Law and Popular Culture in Australia, de Zwart et al eds., 2015, Lexis Nexis, 1st ed, Chatswood
Art holds up a mirror to society. The way that lawyers and the profession are portrayed in popular culture influences both the law and how the public interacts with it.
This is the premise behind “Law and Popular Culture”. Have you ever wondered about the principles of natural justice at play in a Zombie apocalypse? What the Wolf of Wall Street says about government financial regulation? and does a loveable rogue like Rake make the public think lawyers will bend the rules given the right circumstances?
Law and Popular Culture is not a work that will assist in general practise. However its contents are extraordinarily interesting to practitioners and fans of popular culture alike. The depiction of lawyers in works of fiction affects the public perception more so than lawyers often wish. If heeded, the understanding of the interplay between the public perception and fictitious depiction can assist a practitioner in understanding their clients expectations and pre-conceived notions of the way that practitioners operate.

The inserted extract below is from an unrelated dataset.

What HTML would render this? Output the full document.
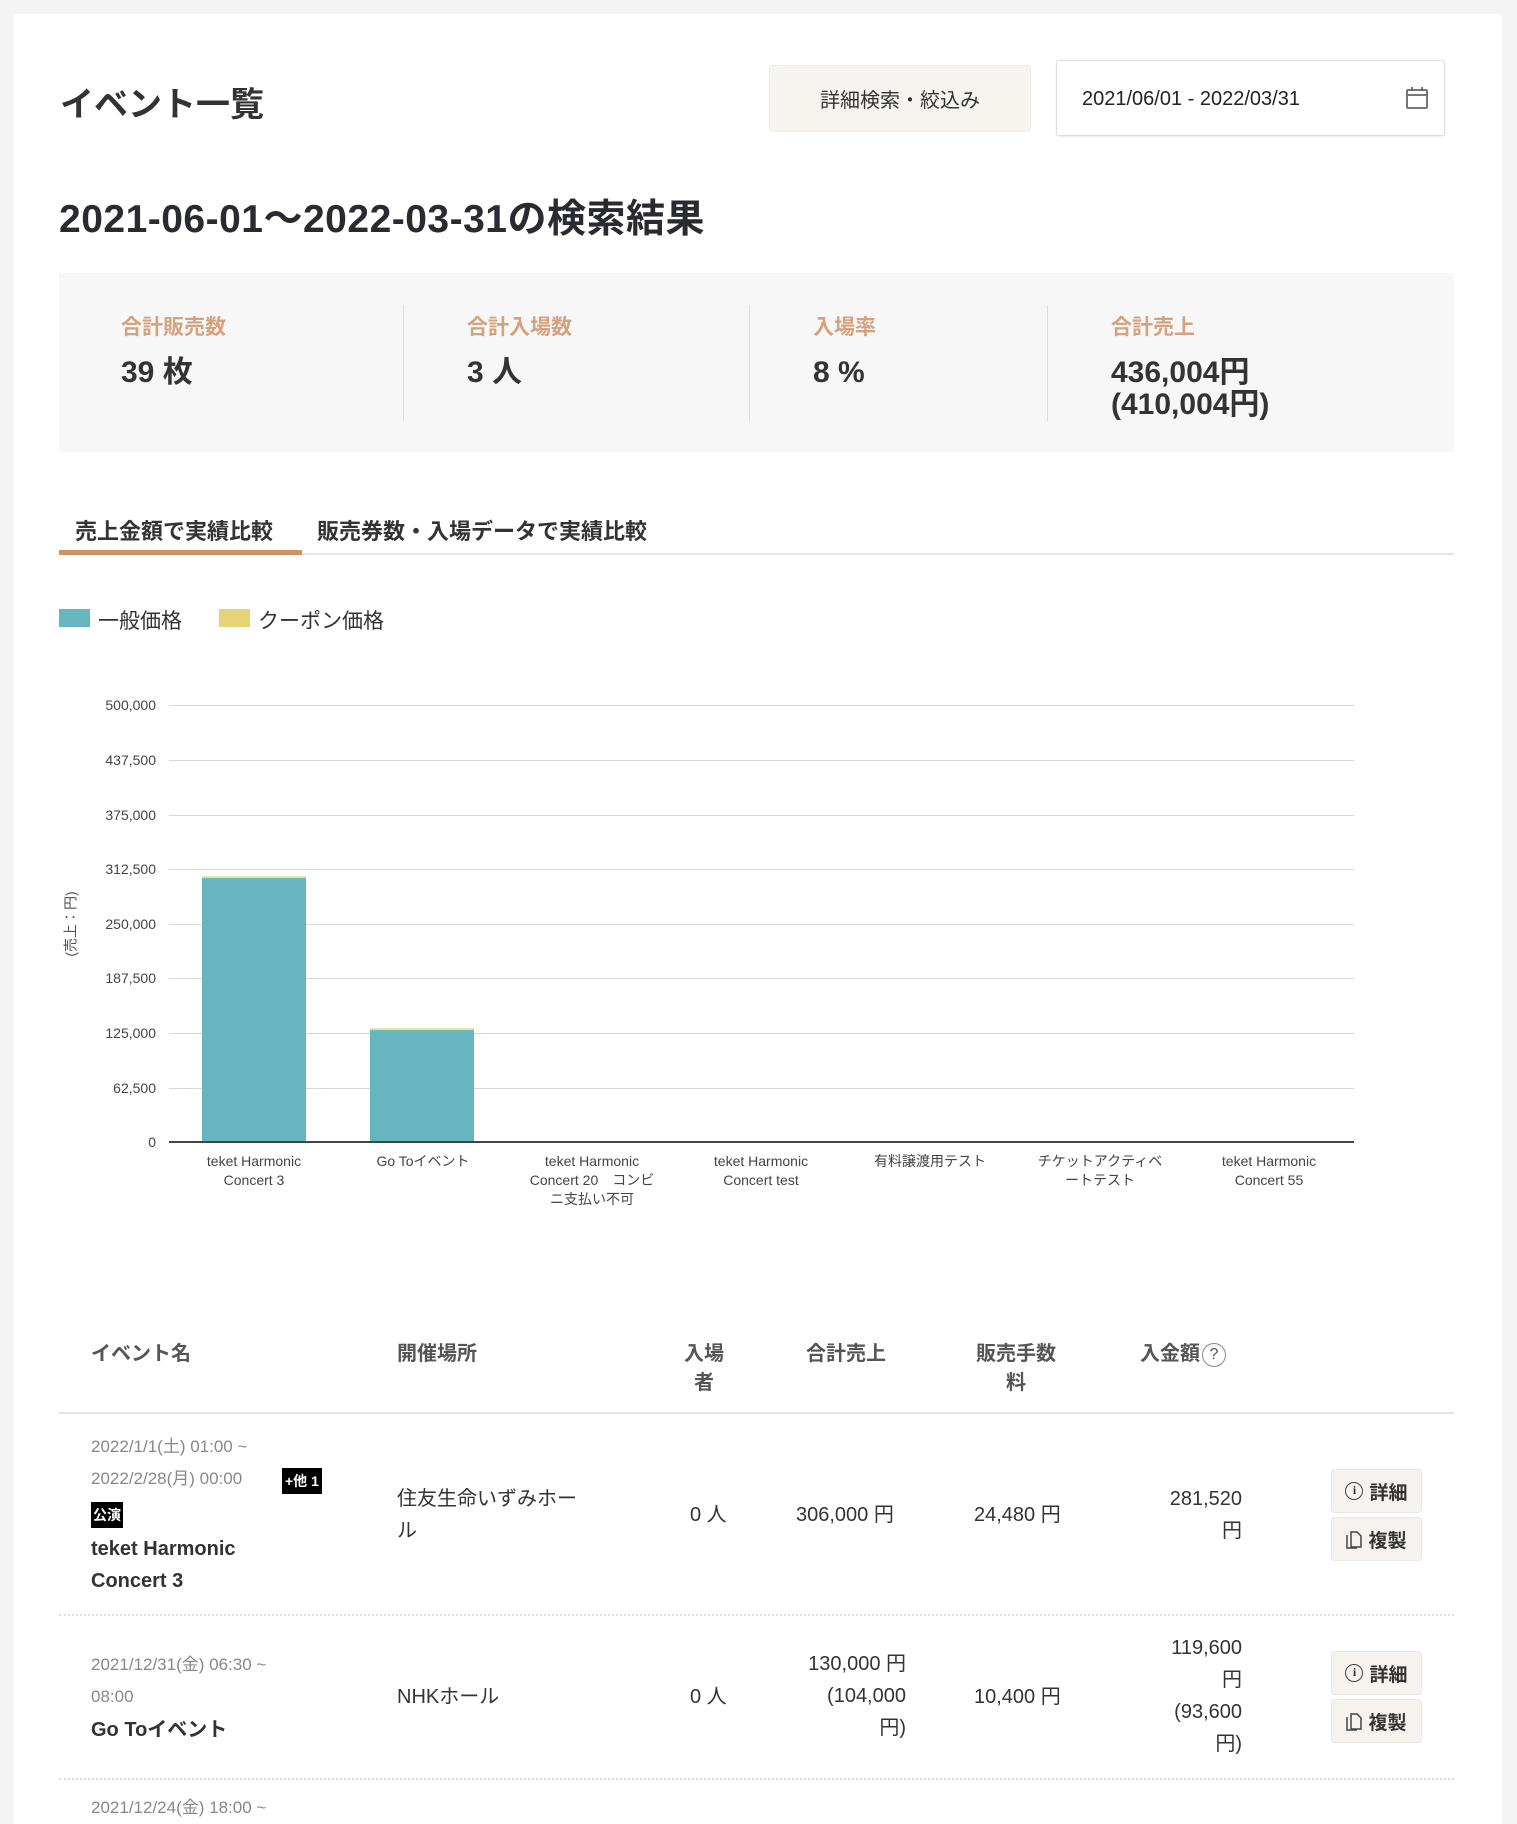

In every depiction of the inevitable zombie apocalypse, the survivors choose certain laws to survive whilst others fall to the wayside. As a mild example, planning laws are obviously ignored to allow survivors to barricade their residence and often concepts such as provocation or self-defence hold up a bit better during times of extreme crisis but are still treated more flexibly.
This work is the only I have ever encountered that has compared the work of Plato (“Justice is an objective more valuable than masses of gold”) to the philosophy of
Dr Hibbert where the “smartest have no power and the stupidest run everything”. The U.S. conceptions of law and justice inevitably influence public perceptions through their cultural dominance but this text does give Australians credit generally for realising that US pop culture works are a tad more prone to being overly dramatic.

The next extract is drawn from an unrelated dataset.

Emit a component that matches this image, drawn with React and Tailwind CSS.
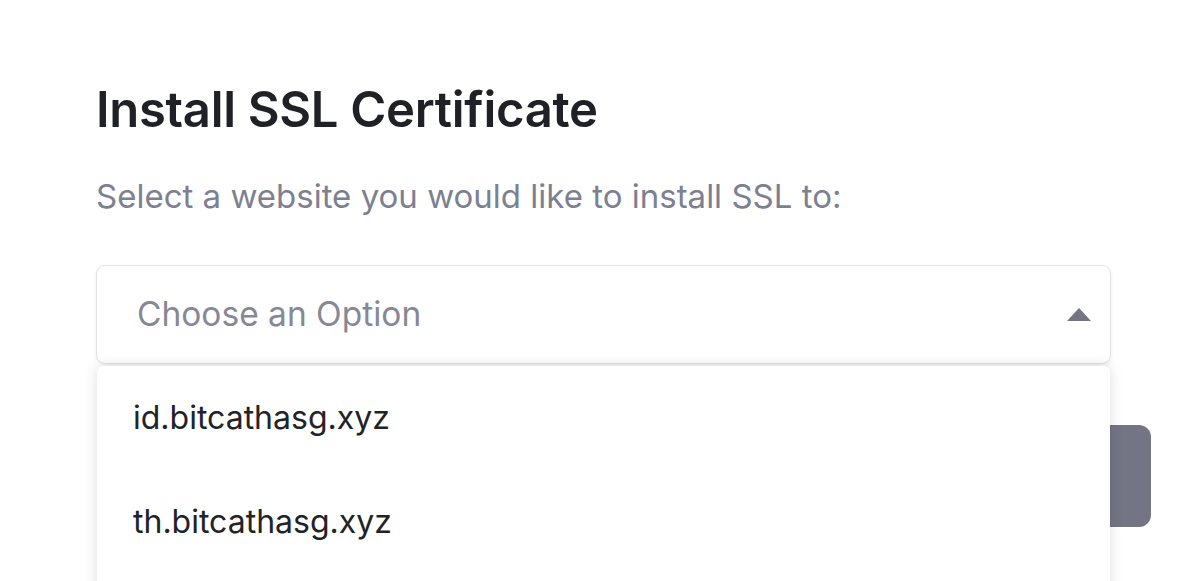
import React from "react";

const options = ["id.bitcathasg.xyz", "th.bitcathasg.xyz"];

const App = () => {
  return (
    <div
      className="h-[581px] w-full overflow-hidden bg-white pl-[96px] pr-[49px] pt-[82px]"
      style={{ fontFamily: "Inter, 'Noto Sans', sans-serif" }}
    >
      <h1 className="text-[49px] font-semibold leading-[56px] tracking-[-0.3px] text-[#1f2126]">
        Install SSL Certificate
      </h1>
      <p className="mt-[38px] text-[33px] leading-[40px] text-[#7d8091]">
        Select a website you would like to install SSL to:
      </p>

      {/* Select with open dropdown */}
      <div className="relative z-10 mt-[49px] w-[1015px]">
        <button
          type="button"
          className="flex h-[99px] w-full items-center justify-between rounded-[9px] border border-[#e2e2e6] bg-white pl-[40px] pr-[18px] shadow-[0_2px_4px_rgba(0,0,0,0.06)]"
        >
          <span className="text-[33.5px] text-[#868898]">Choose an Option</span>
          <svg width="26" height="14" viewBox="0 0 26 14">
            <path d="M13 0 L25 13 L1 13 Z" fill="#737585" />
          </svg>
        </button>

        <ul className="absolute left-px right-px top-full mt-[2px] h-[300px] rounded-t-[6px] bg-white shadow-[0_0_14px_rgba(0,0,0,0.13)]">
          {options.map((opt) => (
            <li
              key={opt}
              className="flex h-[104px] items-center pl-[36px] text-[32px] text-[#222327]"
            >
              {opt}
            </li>
          ))}
        </ul>
      </div>

      <div className="mt-[61px] flex justify-end">
        <button
          type="button"
          className="h-[102px] w-[300px] rounded-[12px] bg-[#737585] text-[30px] font-bold text-white"
        >
          Install
        </button>
      </div>
    </div>
  );
};

export default App;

Law and Popular Culture also explores more realistic issues such as how the recently expanded data collection laws mesh well with pop culture comparisons like Orwell’s “1984” or prevention and crime profiling fits with Phillip K Dick’s “Minority Report”.
Law and Popular Culture is more of an anthropological study of law than a useful practise guide, but none of that diminishes the fact that it is an immensely interesting read.